EXCHANGE OF COMPLIMENTS.

A silent reminder of those times still stands beside the Bath Road at Gunnersbury, on the right-hand side of the way as you go from London, and between the modern church of St. James, and Gunnersbury Lane. This is an isolated square brick building, now covered with a tin roof, and quite commonplace in appearance. It has windows looking up and down the road, and large doors facing it. Until a few years ago, it had an old pantile roof, whose striking red colour was the only remarkable feature the building ever possessed. The neighbourhood has long been largely built over, but it still stands in what remains of the once wide-spreading Gunnersbury orchards. Local traditions still survive which tell us that this was a building erected in the time of George the Second, or Third, for the purpose of sheltering the horse-patrol that guarded the road when the King passed this way, travelling between London and Windsor.

Hounslow Heath would seem often to have been the training-ground on which young and inexperienced highwaymen first tried their luck. Graduating here, they would with confidence take the road in distant shires. For example, we have the careers of Messrs. John and William Hawkins, Wright, Sympson, and Wilson, whose doings are set forth at great length by the last of that brotherhood in crime, Ralph Wilson, who turned King's evidence and so saved himself from the gallows, and at the same time firmly fixed the noose round the necks of his surviving confederates. The story of the transactions of this firm was told by Wilson in a pamphlet published at the modest price of sixpence, in 1722, shortly after John Hawkins and George Sympson had been turned off.

Hawkins was the son of a small farmer at Staines. At fourteen years of age he went into domestic service, then left it to become employed in the tap at the "Red Lion," Hounslow. From that situation he rose to be a butler to a knight; one Sir Dennis "Dulry," according to the rough and ill-spelled tract (perhaps really Daltry), but was dismissed on what would seem to have been the well-founded suspicion that he had taken a hand in a robbery of his master's plate, shortly after entering his service. 'Twas a way they had in the eighteenth century, which nobody will deny.

It may be shrewdly suspected that employment in the tap of the "Red Lion" at Hounslow had gone a good way towards inclining John Hawkins toward the road; for, not only would he be brought into contact with gamesters, but talk of how the bold highwaymen on the neighbouring heath netted handsome sums formed, doubtless, the staple conversation of the place. The only wonder is that John Hawkins first went into service, and did not immediately go padding on the road. He must have been a singularly youthful butler, for even when he got his congé, and turned his attention to stopping the coaches, he was but twenty-four years of age. His initial enterprise was carried through single-handed, and his gains totalled the not despicable sum of £11. But he returned to the town only to gamble with his plunder, and in that way soon managed to dissipate it. Finding his solitary career on the heath a little hazardous, in consequence of meeting a rare succession of exceptionally brave travellers who did not scruple to loose off their pistols at a single adventurer, he sought the moral and physical support of companions of his own vocation.

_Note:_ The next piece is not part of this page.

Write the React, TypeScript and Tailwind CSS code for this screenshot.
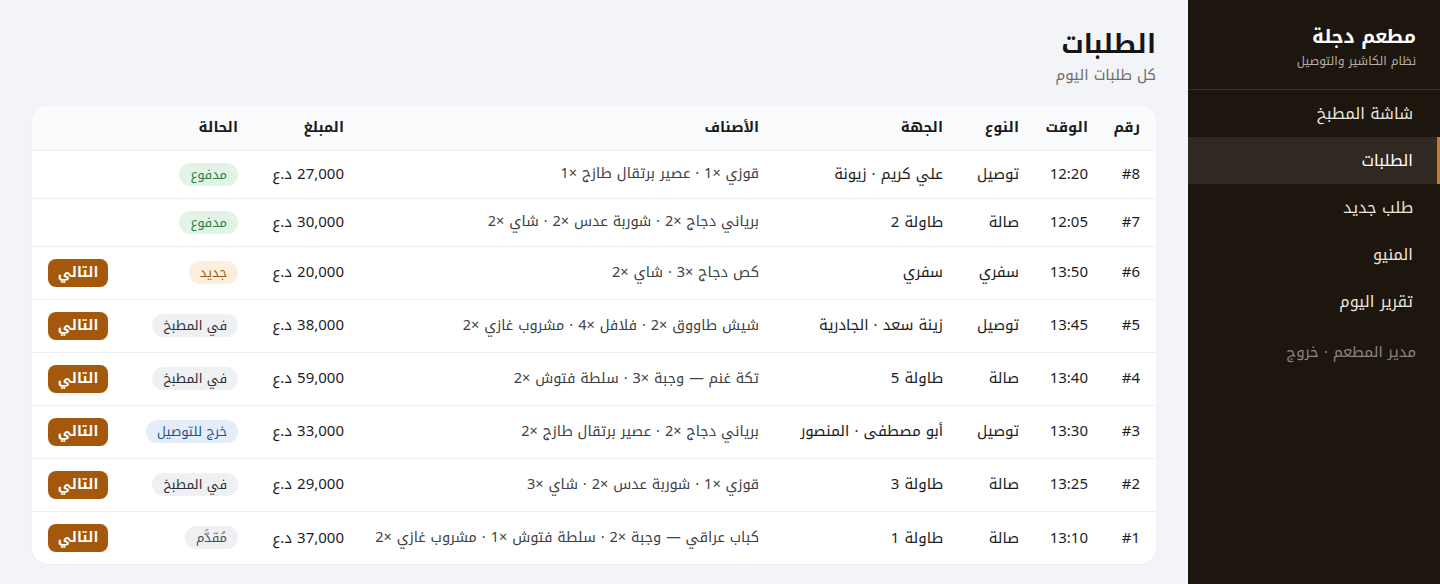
import React from "react";

type Status = "paid" | "new" | "kitchen" | "out" | "served";

interface Order {
	id: number;
	time: string;
	kind: string;
	party: string;
	items: string;
	total: string;
	status: Status;
	next: boolean;
}

const orders: Order[] = [
	{ id: 8, time: "12:20", kind: "توصيل", party: "علي كريم · زيونة", items: "قوزي ×1 · عصير برتقال طازج ×1", total: "27,000", status: "paid", next: false },
	{ id: 7, time: "12:05", kind: "صالة", party: "طاولة 2", items: "برياني دجاج ×2 · شوربة عدس ×2 · شاي ×2", total: "30,000", status: "paid", next: false },
	{ id: 6, time: "13:50", kind: "سفري", party: "سفري", items: "كص دجاج ×3 · شاي ×2", total: "20,000", status: "new", next: true },
	{ id: 5, time: "13:45", kind: "توصيل", party: "زينة سعد · الجادرية", items: "شيش طاووق ×2 · فلافل ×4 · مشروب غازي ×2", total: "38,000", status: "kitchen", next: true },
	{ id: 4, time: "13:40", kind: "صالة", party: "طاولة 5", items: "تكة غنم — وجبة ×3 · سلطة فتوش ×2", total: "59,000", status: "kitchen", next: true },
	{ id: 3, time: "13:30", kind: "توصيل", party: "أبو مصطفى · المنصور", items: "برياني دجاج ×2 · عصير برتقال طازج ×2", total: "33,000", status: "out", next: true },
	{ id: 2, time: "13:25", kind: "صالة", party: "طاولة 3", items: "قوزي ×1 · شوربة عدس ×2 · شاي ×3", total: "29,000", status: "kitchen", next: true },
	{ id: 1, time: "13:10", kind: "صالة", party: "طاولة 1", items: "كباب عراقي — وجبة ×2 · سلطة فتوش ×1 · مشروب غازي ×2", total: "37,000", status: "served", next: true },
];

const statusStyle: Record<Status, { label: string; cls: string }> = {
	paid: { label: "مدفوع", cls: "bg-[#e2f3e7] text-[#2f7d47]" },
	new: { label: "جديد", cls: "bg-[#fcefdc] text-[#9a5a12]" },
	kitchen: { label: "في المطبخ", cls: "bg-[#eef0f3] text-[#2b2d31]" },
	out: { label: "خرج للتوصيل", cls: "bg-[#e4edf8] text-[#234f8c]" },
	served: { label: "مُقدَّم", cls: "bg-[#eef0f3] text-[#4b4f57]" },
};

const nav = ["شاشة المطبخ", "الطلبات", "طلب جديد", "المنيو", "تقرير اليوم"];

export default function App() {
	return (
		<div
			dir="rtl"
			className="flex h-[584px] w-[1440px] overflow-hidden bg-[#f3f4f7] font-['Noto_Kufi_Arabic','Noto_Sans_Arabic',sans-serif] text-[#1d1d1f]"
		>
			{/* Sidebar */}
			<aside className="flex w-[252px] shrink-0 flex-col bg-[#1c160f]">
				<div className="border-b border-[#3a322a] px-6 pb-[19px] pt-6">
					<h1 className="text-[19px] font-bold leading-[26px] text-white">مطعم دجلة</h1>
					<p className="mt-[2px] text-[12px] leading-[18px] text-[#b7aea4]">نظام الكاشير والتوصيل</p>
				</div>
				<nav className="flex flex-col">
					{nav.map((item) => {
						const active = item === "الطلبات";
						return (
							<div
								key={item}
								className={`flex h-[47px] items-center border-r-[3px] pr-[24px] text-[16px] ${
									active
										? "border-[#c07a28] bg-[#2f2922] text-white"
										: "border-transparent text-[#ebe5dd]"
								}`}
							>
								{item}
							</div>
						);
					})}
				</nav>
				<div className="pr-6 pt-[15px] text-[15px] leading-6 text-[#8c857d]">
					مدير المطعم · خروج
				</div>
			</aside>

			{/* Orders list */}
			<main className="flex-1 px-8 pt-[26px]">
				<h2 className="text-[26px] font-bold leading-[38px] text-[#151515]">الطلبات</h2>
				<p className="text-[15px] leading-[22px] text-[#6b6e73]">كل طلبات اليوم</p>

				<div className="mt-[20px] overflow-hidden rounded-2xl bg-white shadow-[0_1px_2px_rgba(0,0,0,0.03)]">
					<table className="w-full table-fixed border-collapse text-right">
						<colgroup>
							<col className="w-[52px]" />
							<col className="w-[69px]" />
							<col className="w-[76px]" />
							<col className="w-[184px]" />
							<col className="w-[415px]" />
							<col className="w-[106px]" />
							<col className="w-[130px]" />
							<col />
						</colgroup>
						<thead>
							<tr className="h-[44px] border-b border-[#eceef1] bg-[#fafbfc] text-[14.5px] font-bold text-[#1b1b1b]">
								<th className="px-4 font-bold">رقم</th>
								<th className="px-4 font-bold">الوقت</th>
								<th className="px-4 font-bold">النوع</th>
								<th className="px-4 font-bold">الجهة</th>
								<th className="px-4 font-bold">الأصناف</th>
								<th className="px-4 font-bold">المبلغ</th>
								<th className="px-4 font-bold">الحالة</th>
								<th className="px-4" />
							</tr>
						</thead>
						<tbody>
							{orders.map((o, i) => {
								const s = statusStyle[o.status];
								return (
									<tr
										key={o.id}
										className={`${o.next ? "h-[53px]" : "h-[48px]"} ${
											i < orders.length - 1 ? "border-b border-[#eceef1]" : ""
										} text-[15px]`}
									>
										<td className="px-4">#{o.id}</td>
										<td className="px-4">{o.time}</td>
										<td className="px-4">{o.kind}</td>
										<td className="whitespace-nowrap px-4">{o.party}</td>
										<td className="whitespace-nowrap px-4 text-[14.5px] text-[#3f4145]">{o.items}</td>
										<td className="whitespace-nowrap px-4">{o.total} د.ع</td>
										<td className="px-4">
											<span className={`inline-block rounded-full px-[11px] py-[2px] text-[13px] leading-[19px] ${s.cls}`}>
												{s.label}
											</span>
										</td>
										<td className="px-4 text-left">
											{o.next && (
												<button className="h-[28px] w-[60px] rounded-lg bg-[#a4580b] text-[14px] font-bold text-white">
													التالي
												</button>
											)}
										</td>
									</tr>
								);
							})}
						</tbody>
					</table>
				</div>
			</main>
		</div>
	);
}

It became a syndicate of five; himself, Eyles, Comerford, Reeves, and Lennard. For two years they dared much in their speciality of robbing stage-coaches and postboys carrying the mail-bags: those being the days before mail-coaches, when the bags (or often enough merely a small wallet, the post being then a comparatively small affair) were carried on horseback. In proportion to their daring, their takings increased, but they were always lost in the usual dissipations that give such a monotony to all accounts of highwaymen taking their ease after business hours.

Lennard at last got into trouble and was arrested, and when Hawkins and a recruit to the gang named Woldridge attempted a rescue, they too were seized. Three others were arrested, and appear, with Lennard, to have been hanged. Hawkins and Woldridge were discharged.

A new confederacy was then planned, but soon broke up, upon a member named Pocock, who had been flung into gaol, turning informer. Another, who acted as treasurer, at the same time absconding with their little earnings, the rest were reduced to poverty and to cursing the appalling lack of honesty in mankind.

Hawkins, desperately endeavouring to woo capricious fortune at the gaming-tables by staking his last coins, then met one Ralph Wilson, at that time clerk to a barrister of the Middle Temple. He, too, fell from respectability through gambling, and agreed to turn highwayman with the new association Hawkins contemplated forming: "The New Highways Exploitation Company," it might well have been named. John Hawkins's brother William joined, and George Sympson, and one Wright, among others.

The sphere of operations was widened, and business was carried on with the greatest energy: the Cirencester stage, and those for and from Gloucester, Worcester, Oxford, and Bristol, being all plundered one morning. The next day they would be speaking to the Colchester and Ipswich stages, and on the next would be again in some totally different direction.